I’ll wrap the year in between Christmas and NYE with some analytics. What did work? What did not? Does DB have active revenue streams? How did DB do financially overall and what’s the trends? And then early on in 2019, I will make the decision together with DBA and DBF: to either plan to scale what’s good about Dark Beauty, or kill the project altogether (to make room for something else).
Why the changes? Why can’t you just stay an electronic music label
Short answer: Cause a small indie electronic music label can change the world only with help of what they release. There’s exciting times for all artists ahead, and I want to contribute to the future of music.
Long answer: What I was hoping to achieve at ADE 2017 was to find ways to bring Dark Beauty under a reputable umbrella, because it will never survive as a one-man show. To be part of the future of the industry, in my opinion you need to go big. Balls deep in. Didn’t work unfortunately. I was too overwhelmed from where the industry itself is compared to the state of DB.

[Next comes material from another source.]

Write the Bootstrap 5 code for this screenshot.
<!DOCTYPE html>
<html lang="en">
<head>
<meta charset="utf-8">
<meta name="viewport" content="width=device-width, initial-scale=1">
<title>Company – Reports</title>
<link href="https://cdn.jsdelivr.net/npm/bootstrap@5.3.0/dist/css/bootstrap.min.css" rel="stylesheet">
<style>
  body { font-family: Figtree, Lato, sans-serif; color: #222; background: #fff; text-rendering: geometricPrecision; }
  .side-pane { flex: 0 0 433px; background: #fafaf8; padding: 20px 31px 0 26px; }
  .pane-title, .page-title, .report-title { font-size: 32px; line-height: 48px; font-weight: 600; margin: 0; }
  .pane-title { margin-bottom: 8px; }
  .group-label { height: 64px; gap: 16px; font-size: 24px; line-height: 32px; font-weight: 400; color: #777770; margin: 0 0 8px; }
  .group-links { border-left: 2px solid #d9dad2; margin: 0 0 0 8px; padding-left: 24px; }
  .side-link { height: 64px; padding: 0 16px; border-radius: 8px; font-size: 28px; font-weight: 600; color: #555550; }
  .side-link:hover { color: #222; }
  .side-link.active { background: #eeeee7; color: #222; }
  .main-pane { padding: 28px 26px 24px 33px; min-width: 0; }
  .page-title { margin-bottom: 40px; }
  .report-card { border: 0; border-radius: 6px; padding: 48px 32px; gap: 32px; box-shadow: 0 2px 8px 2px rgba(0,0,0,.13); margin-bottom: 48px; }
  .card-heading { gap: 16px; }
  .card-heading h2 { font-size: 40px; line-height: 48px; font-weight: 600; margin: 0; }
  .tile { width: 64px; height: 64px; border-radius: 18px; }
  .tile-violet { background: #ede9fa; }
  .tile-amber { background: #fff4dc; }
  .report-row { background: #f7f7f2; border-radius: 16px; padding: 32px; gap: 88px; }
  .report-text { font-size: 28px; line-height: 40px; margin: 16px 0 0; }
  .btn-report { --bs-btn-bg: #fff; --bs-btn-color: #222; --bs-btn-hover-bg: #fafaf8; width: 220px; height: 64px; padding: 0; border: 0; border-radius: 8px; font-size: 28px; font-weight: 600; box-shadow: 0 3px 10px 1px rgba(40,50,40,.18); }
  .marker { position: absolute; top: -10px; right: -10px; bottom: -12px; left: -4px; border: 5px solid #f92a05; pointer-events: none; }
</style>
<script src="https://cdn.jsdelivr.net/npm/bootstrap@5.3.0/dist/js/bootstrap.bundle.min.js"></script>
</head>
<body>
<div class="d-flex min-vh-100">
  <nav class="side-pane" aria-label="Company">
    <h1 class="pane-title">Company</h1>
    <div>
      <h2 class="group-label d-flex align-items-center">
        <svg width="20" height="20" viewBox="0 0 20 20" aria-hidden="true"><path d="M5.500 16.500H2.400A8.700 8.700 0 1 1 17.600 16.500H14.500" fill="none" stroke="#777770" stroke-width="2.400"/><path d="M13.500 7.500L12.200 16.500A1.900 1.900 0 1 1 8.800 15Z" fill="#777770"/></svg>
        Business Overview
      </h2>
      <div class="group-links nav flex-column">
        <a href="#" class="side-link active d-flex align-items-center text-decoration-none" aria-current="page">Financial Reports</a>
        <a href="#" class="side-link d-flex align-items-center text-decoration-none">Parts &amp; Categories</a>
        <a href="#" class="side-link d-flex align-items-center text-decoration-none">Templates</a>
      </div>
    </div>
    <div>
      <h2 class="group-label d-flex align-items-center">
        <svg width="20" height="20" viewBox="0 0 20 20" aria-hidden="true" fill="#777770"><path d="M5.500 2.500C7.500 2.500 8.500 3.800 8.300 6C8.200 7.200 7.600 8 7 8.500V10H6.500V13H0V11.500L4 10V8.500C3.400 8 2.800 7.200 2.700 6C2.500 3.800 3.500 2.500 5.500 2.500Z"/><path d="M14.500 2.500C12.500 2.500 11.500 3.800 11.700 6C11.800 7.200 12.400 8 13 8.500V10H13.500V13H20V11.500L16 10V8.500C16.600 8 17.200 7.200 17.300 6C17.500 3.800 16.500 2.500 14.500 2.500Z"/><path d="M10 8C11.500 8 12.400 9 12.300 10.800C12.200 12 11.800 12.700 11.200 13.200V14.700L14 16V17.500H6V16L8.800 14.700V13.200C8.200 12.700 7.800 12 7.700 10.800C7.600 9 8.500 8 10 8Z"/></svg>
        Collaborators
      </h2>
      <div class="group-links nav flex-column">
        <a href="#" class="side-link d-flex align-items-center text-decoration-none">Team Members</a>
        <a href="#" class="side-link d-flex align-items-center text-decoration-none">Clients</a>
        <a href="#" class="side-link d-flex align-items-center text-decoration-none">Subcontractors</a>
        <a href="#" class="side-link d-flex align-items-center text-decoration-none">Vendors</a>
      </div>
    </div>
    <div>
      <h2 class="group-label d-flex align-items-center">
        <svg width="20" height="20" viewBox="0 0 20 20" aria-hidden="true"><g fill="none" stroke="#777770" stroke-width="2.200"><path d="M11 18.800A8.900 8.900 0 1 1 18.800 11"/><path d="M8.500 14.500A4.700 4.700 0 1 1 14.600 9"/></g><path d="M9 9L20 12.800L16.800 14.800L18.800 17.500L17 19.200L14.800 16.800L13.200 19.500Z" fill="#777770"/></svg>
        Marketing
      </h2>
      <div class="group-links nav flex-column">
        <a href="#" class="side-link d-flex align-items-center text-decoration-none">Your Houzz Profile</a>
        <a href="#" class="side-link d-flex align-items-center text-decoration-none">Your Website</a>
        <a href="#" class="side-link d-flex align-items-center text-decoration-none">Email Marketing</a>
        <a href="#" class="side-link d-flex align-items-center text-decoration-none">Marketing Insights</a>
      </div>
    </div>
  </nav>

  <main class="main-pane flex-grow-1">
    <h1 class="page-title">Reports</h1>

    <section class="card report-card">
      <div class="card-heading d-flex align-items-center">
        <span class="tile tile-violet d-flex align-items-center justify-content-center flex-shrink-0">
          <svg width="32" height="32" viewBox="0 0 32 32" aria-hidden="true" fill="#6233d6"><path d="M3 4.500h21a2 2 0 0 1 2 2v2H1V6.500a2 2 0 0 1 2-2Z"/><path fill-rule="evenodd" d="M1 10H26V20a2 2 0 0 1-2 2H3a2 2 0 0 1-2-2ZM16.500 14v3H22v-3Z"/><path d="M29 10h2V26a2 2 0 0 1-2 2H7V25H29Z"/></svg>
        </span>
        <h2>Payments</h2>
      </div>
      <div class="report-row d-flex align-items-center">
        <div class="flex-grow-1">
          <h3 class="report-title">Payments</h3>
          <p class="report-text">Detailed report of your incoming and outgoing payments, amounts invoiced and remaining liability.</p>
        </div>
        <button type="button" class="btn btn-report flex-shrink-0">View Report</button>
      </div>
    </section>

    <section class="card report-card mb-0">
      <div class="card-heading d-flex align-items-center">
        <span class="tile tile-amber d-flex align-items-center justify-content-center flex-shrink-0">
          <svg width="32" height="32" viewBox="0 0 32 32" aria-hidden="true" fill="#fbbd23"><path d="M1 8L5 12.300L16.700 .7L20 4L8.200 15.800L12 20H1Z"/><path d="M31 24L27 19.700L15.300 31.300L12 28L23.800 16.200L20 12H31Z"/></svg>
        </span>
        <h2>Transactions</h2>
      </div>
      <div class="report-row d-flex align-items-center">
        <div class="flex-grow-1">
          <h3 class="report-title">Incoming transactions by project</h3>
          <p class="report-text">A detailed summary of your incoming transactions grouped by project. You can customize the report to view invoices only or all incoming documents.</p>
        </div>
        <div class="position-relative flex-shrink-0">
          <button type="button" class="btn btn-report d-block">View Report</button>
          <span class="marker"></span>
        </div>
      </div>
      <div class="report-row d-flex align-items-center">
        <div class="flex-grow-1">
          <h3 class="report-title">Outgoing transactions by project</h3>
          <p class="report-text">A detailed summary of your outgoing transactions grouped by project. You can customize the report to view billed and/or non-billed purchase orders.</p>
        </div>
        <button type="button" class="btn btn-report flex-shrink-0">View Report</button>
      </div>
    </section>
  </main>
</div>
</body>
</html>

Later on I had talks with great labels that are struggling in my opinion. I tried to listen to the concerns, tried to think about ways how an eventual merger would help both. Unfortunately, label owners are almost exclusively the cause of 100% of their problems. Excuses like “If I had the skills, time and money, I’d own the world” are statements that are a showstopper for me personally.
The wrap up
If one does not have a perception of at least one of skills, time or money, I think there’s something very wrong. I’m now talking about 3 totally different labels (one of them is out of operation already) who are more less saying the same. Then I have a look on collectives like Monstercat, and am like: WTF? How can there be such a gap in mindsets? I don’t really want to solve this particular question, though. I think you are not able to fix a broken mindset, but you sure as hell can be the inspiration for that mindset to start changing. And that’s what I ultimately want to do with Dark Beauty. Inspire with success stories.
p.s.: Yup, I did use the words “electronic music label” in a slightly sarcastic way. It’s also good for SEO.